Scientists Discover Ancient Bees Built Nests Inside Animal Bones
Arthur T Knackerbracket writes:
https://scitechdaily.com/scientists-discover-ancient-bees-built-nests-inside-animal-bones/
About 20,000 years ago, a family of owls occupied a cave and repeatedly regurgitated pellets packed with the bones of the animals they hunted. Those remains collected on the cave floor. Researchers have now found evidence that ancient bees later took advantage of the bones by building nests inside the empty tooth sockets. A new study in the journal Royal Society Open Science reports the discovery, marking the first known case of bees using animal bones as places to lay their eggs.

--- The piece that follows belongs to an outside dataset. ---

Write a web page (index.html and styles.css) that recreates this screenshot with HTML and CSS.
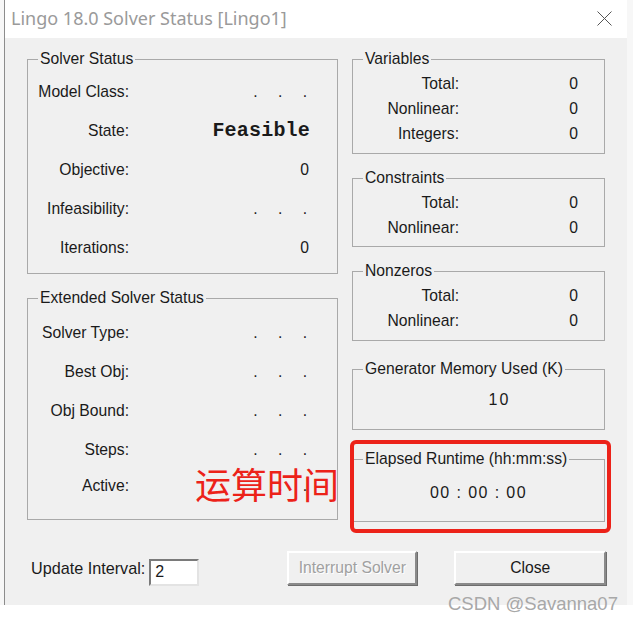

[...] To better examine the potential insect nests present in the cave fossils, Vinola Lopez and his colleagues CT scanned the bones, essentially X-raying the specimens from enough angles that they could produce 3D pictures of the compacted dirt inside the tooth sockets without destroying the fossils or disturbing the sediment.
The shapes and structures of the sediment looked just like the mud nests created by some bee species today; some of these nests even contained grains of ancient pollen that the bee mothers had sealed in the nests for their babies to eat. The researchers hypothesize that the bees mixed their saliva with dirt to make these little individual nests for their eggs; each nest was smaller than the eraser at the tip of a pencil. Building their nests inside the bones of larger animals may have protected the bees' eggs from hungry predators like wasps.
Reference: Trace fossils within mammal remains reveal novel bee nesting behaviour" by Lazaro W. Vinola-Lopez, Mitchell Riegler, Selby V. Olson, Johanset Orihuela, Julio A. Genaro and America Sanchez-Rosario, 17 December 2025, Proceedings of the Royal Society B: Biological Sciences.